With respect to our overall staffing level – now set at 817 – and our organizational structure, the PCAOB must ensure that it is data-driven, objective about realities, and mission-oriented.
The complex standard-setting, oversight, and confidential data protection functions of the PCAOB are analogous to the work performed by the Financial Accounting Standards Board, the regional Federal Reserve Banks, and FINRA. All of those organizations are designed, staffed, and compensated, including at a leadership level, to provide the level of professionalism and the sustained commitment to the public interest which are necessary to maintain the trust and confidence of both market participants and the public.
While I am always willing to look at new ways to do things, I am concerned about real risks this organization faces, including the retention of talented staff today, the development of higher skilled, technology-enabled capacity, and the attraction of talented leadership in the future. The extent of those risks will, ultimately, depend on the manner in which this budget is implemented, including the results of the reviews that this budget contemplates; and the outcomes of these choices may not be known for several years.

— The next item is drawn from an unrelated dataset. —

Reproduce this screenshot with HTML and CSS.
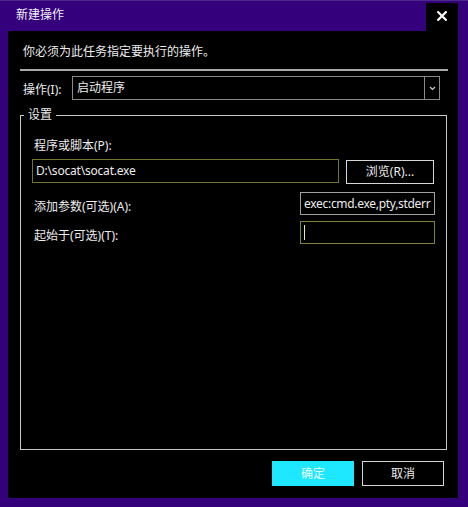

Let me be clear, I’m not opposed to being cost conscious and efficient, or reviewing organizational effectiveness, but we have to keep the context and risks in mind. Compared to a U.S. public equity market capitalization of more than $67 trillion, the PCAOB’s entire 2026 budget is less than one thousandth of a penny per share. Against the backdrop of markets where investors are increasingly concerned about valuation, fraud, leverage, AI, and other emerging risks in financial reporting, we need to proceed with caution.
Ultimately, I will support this budget because I believe that this Board has navigated the narrow shoals that have been laid out for us with the best possible result at this time, and because this budget will permit the PCAOB to continue to prove its worth and value, helping our public capital markets to remain the deepest, most liquid, and most trusted in the entire world.